Wind Farm Decommissioning Liability: Bird-Safety Research Raises Bigger Rural Question

Australia is studying how to keep threatened birds away from wind turbine blades, but a larger question remains under the ground. Wind farm decommissioning is left out of the planning.

Who pays when the turbines stop spinning?

The Australian National University has been working on research linked to the gang-gang cockatoo, the endangered faunal emblem of the Australian Capital Territory. The work forms part of a wider federal push to give renewable energy developers better guidance on threatened species.

That research matters.

Gang-gang cockatoos are canopy birds. If wind turbine blades sweep too close to the height at which the birds fly, project design becomes part of the conservation problem.

Raising the lower sweep height of turbine blades above tree canopy level may reduce collision risk for some species. It may also force developers to think more carefully about where turbines sit, how tall they are, and which patches of habitat they disturb.

The bird research points to a broader problem with Australia’s renewable energy rollout.

Governments and developers often focus on the front end of the transition.
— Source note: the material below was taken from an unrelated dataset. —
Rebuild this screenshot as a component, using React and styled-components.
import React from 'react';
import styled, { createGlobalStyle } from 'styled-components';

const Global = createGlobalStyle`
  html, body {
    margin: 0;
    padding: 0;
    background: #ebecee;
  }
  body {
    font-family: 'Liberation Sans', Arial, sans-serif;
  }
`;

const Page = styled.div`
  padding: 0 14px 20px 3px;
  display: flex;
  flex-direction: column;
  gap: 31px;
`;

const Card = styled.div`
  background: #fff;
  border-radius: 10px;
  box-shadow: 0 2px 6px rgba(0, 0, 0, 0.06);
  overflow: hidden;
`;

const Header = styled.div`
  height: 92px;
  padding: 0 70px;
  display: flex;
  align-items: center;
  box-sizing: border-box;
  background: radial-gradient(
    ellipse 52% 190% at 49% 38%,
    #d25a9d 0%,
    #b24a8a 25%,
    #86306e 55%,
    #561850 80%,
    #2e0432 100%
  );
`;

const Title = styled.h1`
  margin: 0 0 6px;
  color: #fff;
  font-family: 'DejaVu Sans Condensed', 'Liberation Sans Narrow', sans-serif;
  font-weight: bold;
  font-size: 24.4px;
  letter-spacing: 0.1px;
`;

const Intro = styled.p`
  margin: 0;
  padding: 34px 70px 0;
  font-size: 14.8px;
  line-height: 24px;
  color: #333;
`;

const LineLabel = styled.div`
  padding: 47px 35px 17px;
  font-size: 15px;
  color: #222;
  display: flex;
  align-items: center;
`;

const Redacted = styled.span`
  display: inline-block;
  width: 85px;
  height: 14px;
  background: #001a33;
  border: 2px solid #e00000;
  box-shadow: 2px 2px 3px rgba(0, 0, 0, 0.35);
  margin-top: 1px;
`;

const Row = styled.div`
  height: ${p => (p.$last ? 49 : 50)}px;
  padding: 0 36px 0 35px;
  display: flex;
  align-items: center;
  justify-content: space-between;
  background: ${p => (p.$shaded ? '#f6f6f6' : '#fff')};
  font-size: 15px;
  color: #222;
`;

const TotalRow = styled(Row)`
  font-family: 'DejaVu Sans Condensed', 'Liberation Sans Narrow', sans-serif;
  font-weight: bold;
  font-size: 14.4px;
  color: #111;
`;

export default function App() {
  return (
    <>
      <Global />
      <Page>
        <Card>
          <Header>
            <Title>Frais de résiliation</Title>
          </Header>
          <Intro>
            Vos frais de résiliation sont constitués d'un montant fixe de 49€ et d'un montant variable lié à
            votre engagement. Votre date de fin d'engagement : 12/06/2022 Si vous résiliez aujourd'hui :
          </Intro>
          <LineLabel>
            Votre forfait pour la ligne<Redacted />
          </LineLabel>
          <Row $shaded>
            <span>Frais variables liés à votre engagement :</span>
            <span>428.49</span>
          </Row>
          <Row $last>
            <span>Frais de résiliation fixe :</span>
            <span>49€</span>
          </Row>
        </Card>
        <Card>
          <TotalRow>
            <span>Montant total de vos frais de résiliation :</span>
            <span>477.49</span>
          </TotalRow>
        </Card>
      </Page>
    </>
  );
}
They talk about new capacity, emissions targets, project approvals and construction jobs.

Rural communities also need answers about the back end.

Wind Farm Decommissioning Liability

Wind turbines usually carry an operating life of about 20 to 30 years. Australia’s first commercial wind farm, Codrington in south-west Victoria, now approaches decommissioning after almost 25 years of operation.

That makes decommissioning a live issue, not a distant theoretical problem.

Watch: What happens to wind turbine foundations when wind farms reach end of life?

The Australian Energy Infrastructure Commissioner has warned that landholders need clear arrangements for who pays, how much it costs, and how those funds will be secured.

That warning matters because wind farm ownership can change over a project’s life.

A landholder may sign with one company. Years later, the project may sit inside a different corporate structure, with new owners, new financing, and new commercial pressures.

If the owner defaults near the end of a project’s life, landholders could face serious risk.

The most visible parts of a wind farm are the towers, blades and nacelles.

The less visible issue is the reinforced concrete foundation beneath each tower.

Modern onshore wind turbines require large engineered foundations. These can contain hundreds of cubic metres of concrete, with steel reinforcement designed to hold the tower against wind loads, vibration and overturning forces.

Some Australian project documents and planning approaches allow parts of underground infrastructure to remain in place, depending on project conditions, landholder agreements and regulatory requirements.

That is the practical decommissioning gap.

Removing a tower is one job.

Removing a reinforced concrete foundation, access roads, underground cabling and hardstand areas is another.

Complete removal may involve excavation, breaking reinforced concrete, truck movements, disposal, imported fill, topsoil repair and erosion control.

Leaving foundations underground may reduce short-term disturbance and cost.

It also leaves an industrial structure beneath farmland.

The Australian Energy Infrastructure Commissioner says some published decommissioning plans have estimated costs of about $400,000 per turbine. Larger turbines could push that figure to $600,000 or more.

A failed or unstable turbine could cost millions to remove safely.

Those numbers change the economics for host landholders.

Over 25 years, hosting fees for a turbine may total $250,000 to $750,000, depending on turbine capacity and contract terms. In some cases, decommissioning costs could equal or exceed the landholder’s total hosting income.

That does not mean every landholder will face the bill.

Risk Planning

It means the risk needs to be addressed before construction starts, not after a project reaches retirement.

Bank guarantees, sinking funds, trust funds or security bonds could help protect landholders and councils. But those protections need clear rules, early funding and enforceable obligations.

A fund that starts in year 20 may arrive too late if a project owner runs into financial trouble in year 18.

The federal government’s Renewables Environmental Research Initiative aims to improve guidance for renewable projects and threatened species. That includes work on bird and bat collision risk, flight heights, movement patterns and habitat use.

That work may help developers avoid building turbines in the wrong place.

Environmental Accountability

But environmental accountability cannot stop at wildlife collision modelling.

It must include the full life cycle of the project.

That means the clearing, roads, foundations, transmission lines, maintenance, turbine replacement, blade disposal, and decommissioning.

Australia’s 82 per cent renewable electricity target by 2030 means the pressure to approve and build projects remains intense.

The question for rural communities is simple.

If governments insist on rapid construction, will they also insist on secure, enforceable clean-up funds?

For landholders, that may be the difference between hosting a temporary energy project and inheriting a permanent industrial liability.

Wind farm decommissioning liability is no longer a future issue.

It is already arriving under Australia’s oldest turbines.